A great northern comedy with a dramatic heart.

The play centres on the sensitive Arthur and his new bride forced by economic circumstances to live with his parents – a gentle mum and a good-hearted but rough-tongued dad.

The lack of privacy is so inhibiting that Arthur is unable to consummate the marriage, and gradually word gets around.

But fortunately Arthur becomes so humiliated and enraged that he loses his inhibitions. Cue Beethoven’s 5th Symphony!

First produced at RLT in 1972.

Produced by Simon Cox.

 

 

All in Good Time Review
by Graeme Cumming

Last Friday saw the opening night of Retford Little Theatre's first play of the season.

All in Good Time was originally produced in the early 1960s and is perhaps better known for its film adaptation, The Family Way.

Billed as "a northern comedy with a dramatic heart", it meets as expectations. The action surrounds Arthur and Violet beginning married life under the same roof as his parents, and Arthur's resulting inability to consummate the marriage.

Thanks to some fine acting from all cast members, we feel Arthur's pain and Violet's frustration, while their respective parents project their own feelings and experiences on to the young couple.
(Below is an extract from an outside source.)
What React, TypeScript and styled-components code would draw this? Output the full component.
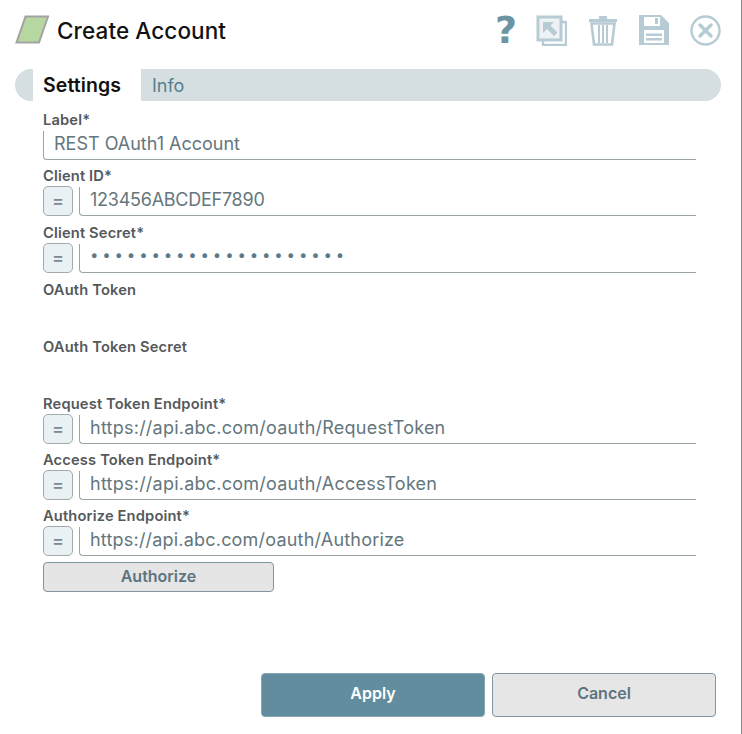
import React from "react";
import styled, { createGlobalStyle } from "styled-components";

const Global = createGlobalStyle`
  html, body { margin: 0; padding: 0; background: #fff; }
  body { font-family: Inter, "Noto Sans", sans-serif; }
`;

const Dialog = styled.div`
  width: 742px;
  height: 734px;
  box-sizing: border-box;
  border-right: 1px solid #8a8a8a;
  padding: 12px 20px 0 15px;
  display: flex;
  flex-direction: column;
  overflow: hidden;
`;
const Header = styled.header`
  display: flex;
  align-items: center;
  height: 36px;
  flex: none;
`;
const Title = styled.h1`
  margin: 0 0 0 7px;
  font-size: 22.5px;
  line-height: 37px;
  font-weight: 500;
  letter-spacing: 0.1px;
  color: #111;
  flex: 1;
`;
const Tools = styled.div`
  display: flex;
  align-items: center;
  gap: 21px;
`;
const HelpMark = styled.span`
  font-family: "DejaVu Sans", sans-serif;
  font-weight: 700;
  font-size: 38px;
  line-height: 36px;
  color: #6d94a3;
  margin-right: -2px;
`;
const ToolSlot = styled.span<{ $gap?: number }>`
  display: flex;
  margin-right: ${(p) => p.$gap ?? 0}px;
`;
const Tabs = styled.nav`
  margin-top: 21px;
  height: 32px;
  flex: none;
  border-radius: 16px;
  background: #d5dee1;
  padding-left: 18px;
  display: flex;
`;
const Tab = styled.div<{ $active?: boolean }>`
  width: ${(p) => (p.$active ? "108px" : "auto")};
  padding-left: ${(p) => (p.$active ? "10px" : "11px")};
  box-sizing: border-box;
  background: ${(p) => (p.$active ? "#fff" : "transparent")};
  color: ${(p) => (p.$active ? "#111" : "#55808f")};
  font-size: ${(p) => (p.$active ? "19.5px" : "18px")};
  font-weight: ${(p) => (p.$active ? 600 : 400)};
  letter-spacing: ${(p) => (p.$active ? "0.1px" : "0")};
  line-height: 33px;
`;
const Form = styled.main`
  margin-left: 28px;
  padding-top: 1px;
  width: 653px;
  display: flex;
  flex-direction: column;
  flex: none;
`;
const Field = styled.div<{ $height: number }>`
  height: ${(p) => p.$height}px;
  flex: none;
`;
const Label = styled.div`
  font-size: 14.7px;
  line-height: 16px;
  font-weight: 600;
  letter-spacing: 0.15px;
  color: #55595c;
  padding-top: 10px;
`;
const Row = styled.div`
  display: flex;
  align-items: flex-start;
  gap: 6px;
`;
const ExprButton = styled.div`
  width: 30px;
  height: 30px;
  box-sizing: border-box;
  flex: none;
  margin-top: 2px;
  border: 1.5px solid #a3a9ab;
  border-radius: 5px;
  background: #eaf1f4;
  color: #7b8a90;
  font-size: 18px;
  line-height: 27px;
  text-align: center;
  font-weight: 500;
`;
const Input = styled.div<{ $spacing: number; $dots?: boolean }>`
  flex: 1;
  height: 29px;
  box-sizing: border-box;
  margin-top: 3px;
  border-left: 1px solid #9aa5a9;
  border-bottom: 1px solid #9aa5a9;
  border-bottom-left-radius: 4px;
  padding-left: 10px;
  font-size: ${(p) => (p.$dots ? "15px" : "18px")};
  line-height: ${(p) => (p.$dots ? "21px" : "25px")};
  color: ${(p) => (p.$dots ? "#5c7a87" : "#64767d")};
  white-space: nowrap;
  letter-spacing: ${(p) => p.$spacing}px;
`;
const Wide = styled.div`
  width: 231px;
  height: 30px;
  margin-top: 8px;
  box-sizing: border-box;
  border: 1px solid #7f959e;
  border-radius: 4px;
  background: #e5e5e5;
  color: #5d7480;
  font-size: 16px;
  font-weight: 600;
  line-height: 27px;
  text-align: center;
`;
const Footer = styled.footer`
  margin-top: 81px;
  margin-left: 246px;
  display: flex;
  gap: 7px;
`;
const FootButton = styled.div<{ $primary?: boolean }>`
  width: 224px;
  height: 44px;
  box-sizing: border-box;
  border: 1px solid ${(p) => (p.$primary ? "#88a6b2" : "#7f959e")};
  border-radius: 4px;
  background: ${(p) => (p.$primary ? "#618d9e" : "#e6e6e6")};
  color: ${(p) => (p.$primary ? "#fff" : "#5d7480")};
  font-size: 16px;
  font-weight: 600;
  line-height: 38px;
  text-align: center;
`;

const Logo = () => (
  <svg width="35" height="30" viewBox="0 0 35 30">
    <polygon points="10.5,1.5 33,1.5 24,27.5 1.5,27.5" fill="#b7d7a1" stroke="#a3a3a3" strokeWidth="2" />
  </svg>
);
const c = "#b6cbd3";
const ExportIcon = () => (
  <svg width="31" height="31" viewBox="0 0 31 31">
    <path d="M2 2h23v23H2z" fill="#eef2f4" stroke={c} strokeWidth="3" />
    <path d="M25 7h5v23H7v-5" fill="none" stroke={c} strokeWidth="2.4" />
    <path d="M7 7h11l-3.5 3.5 7 7-3.5 3.5-7-7L7 18z" fill={c} />
  </svg>
);
const TrashIcon = () => (
  <svg width="28" height="31" viewBox="0 0 28 31">
    <path d="M0 4h28v3H0zM10 1h8v3h-8z" fill={c} />
    <path d="M2.5 8.5h23L23 29.5H5z" fill="none" stroke={c} strokeWidth="2.6" />
    <path d="M10 10v18M14 10v18M18 10v18" stroke={c} strokeWidth="2" />
  </svg>
);
const SaveIcon = () => (
  <svg width="30" height="30" viewBox="0 0 30 30">
    <path fillRule="evenodd" d="M0 0h22l8 8v22H0zM5 2v9h16V2zM16 3h3v6h-3zM5 15v13h20V15z" fill={c} />
    <path d="M7 18.5h16v2.4H7zM7 23h16v2.4H7z" fill={c} />
  </svg>
);
const CloseIcon = () => (
  <svg width="31" height="31" viewBox="0 0 31 31">
    <circle cx="15.5" cy="15.5" r="14" fill="none" stroke={c} strokeWidth="2.4" />
    <path d="M10 10l11 11M21 10L10 21" stroke={c} strokeWidth="3.4" strokeLinecap="round" />
  </svg>
);

const fields = [
  { h: 56, label: "Label*", value: "REST OAuth1 Account", spacing: 0 },
  { h: 57, label: "Client ID*", value: "123456ABCDEF7890", expr: true, spacing: -0.25 },
  { h: 57, label: "Client Secret*", value: "•••••••••••••••••••••", expr: true, dots: true, spacing: 3.85 },
  { h: 57, label: "OAuth Token" },
  { h: 57, label: "OAuth Token Secret" },
  { h: 56, label: "Request Token Endpoint*", value: "https://api.abc.com/oauth/RequestToken", expr: true, spacing: 0.24 },
  { h: 56, label: "Access Token Endpoint*", value: "https://api.abc.com/oauth/AccessToken", expr: true, spacing: 0.24 },
  { h: 56, label: "Authorize Endpoint*", value: "https://api.abc.com/oauth/Authorize", expr: true, spacing: 0.2 },
];

export default function App() {
  return (
    <>
      <Global />
      <Dialog>
        <Header>
          <Logo />
          <Title>Create Account</Title>
          <Tools>
            <HelpMark>?</HelpMark>
            <ToolSlot $gap={1}><ExportIcon /></ToolSlot>
            <ToolSlot $gap={1}><TrashIcon /></ToolSlot>
            <ToolSlot><SaveIcon /></ToolSlot>
            <ToolSlot><CloseIcon /></ToolSlot>
          </Tools>
        </Header>
        <Tabs>
          <Tab $active>Settings</Tab>
          <Tab>Info</Tab>
        </Tabs>
        <Form>
          {fields.map((f) => (
            <Field key={f.label} $height={f.h}>
              <Label>{f.label}</Label>
              {f.value && (
                <Row>
                  {f.expr && <ExprButton>=</ExprButton>}
                  <Input $dots={f.dots} $spacing={f.spacing ?? 0}>{f.value}</Input>
                </Row>
              )}
            </Field>
          ))}
          <Wide>Authorize</Wide>
        </Form>
        <Footer>
          <FootButton $primary>Apply</FootButton>
          <FootButton>Cancel</FootButton>
        </Footer>
      </Dialog>
    </>
  );
}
All of this is expressed in a mixture of heated exchanges, unsolicited advice and blunt one-liners (Joan Young establishing herself
as the queen of the dry put-down).

The large cast makes it difficult to highlight individual performances, but two new faces at the Little Theatre deserve special mention. Amy Wiles ably explores the sensitive balance between Violet's gentle understanding of Arthur's problem and her concern at his growing anger. Deej Mitchell, on the other hand, plays Arthur's brother - a slightly ambiguous role at times - and delivers some comic one-liners with perfect timing.

If I had a reservation at all, it related to certain set-pieces where different groups of people were talking at the same time.
The overlapping dialogue had the potential to cross a line into confusion, but the experienced cast kept it on the right side
of that line.

As ever with the Little Theatre, the set warrants comment. Cleverly devised to allow scenes to be played out in the bedroom
as well as a living room, it was used to great effect at what can best be described as the climax of the play.

Of course, all of this is only my opinion. What really counts is the audience reaction. Judging from the performance I saw, with
the laughter increasing as the story progressed and the characters became more familiar, I would say it was well received and deservedly so.

All in Good Time is an outstanding start to the season. Let's hope it sets the standard for the rest of the year.